アルカリよりマンガンの方がかなり大きいです。
マンガン電池の方が良いというのはこの違いが大きいのではないかと・・・
電流変化による電圧変動が大きい訳です。

マンガン電池は電源の質的にはかなり悪い状態ですが、「良い音」「好みの音」「気に入った音」「演奏しやすい音」が出るならそれで良い事なのでやってみます。


電圧を下げる為に整流ダイオードを3連接続、これで0.7V×3で約2Vぐらい下がるはずです。
その先に300Ωの抵抗、電池の内部抵抗の代わりで、これで電圧変動が大きくなるはずです。

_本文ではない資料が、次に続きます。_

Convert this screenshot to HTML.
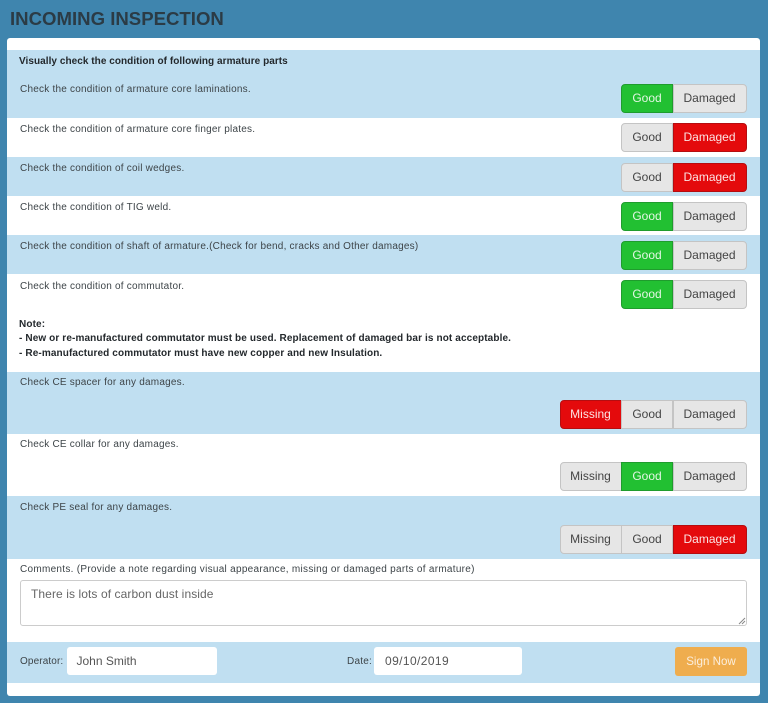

DCプラグのプラス側(リング)にダイオードの向きを合わせて半田付け。
マイナス側だと、電源をマルチ分岐させた場合、他のエフェクターに接続したパッチコードからグランドラインが回り込んで、無効になってしまいます。



熱収縮チューブでカバーして出来上がり。

これを、ACアダプターとエフェクターの間に入れます。

テストしたのは先ほどの2台。
一応電圧を測ってみると、

・アダプターからの電圧・・・9.21V
・250の電圧・・・6.95V
・TS系の電圧・・・5.95V

かなり下がっています。(共に入力無音)
2台で違うのは、消費電流の違いが電圧降下の違いになっているのだと思います。

音は、2台共通して、明らかに歪みが粗くなり、音量変化的には頭打ちで平坦になります。
悪い音ということではないです、この「粗さ」が良いというのも解ります。

ACアダプターの質、ダイオードの数や抵抗値の組み合わせで、ニュアンスが違ってくるでしょう。
無理に電池を消耗させなくても「使い古した電池の音」をいつでも安定して出せる便利アイテムです。

今回の2つのアイテムは電源に対するアプローチが正反対です、「安定させる」と「不安定にする」
最終的に「どんな音にしたいか」「どんな音が適しているか」などが重要なのでどちらも有りでセレクトすれば良い事だと思います。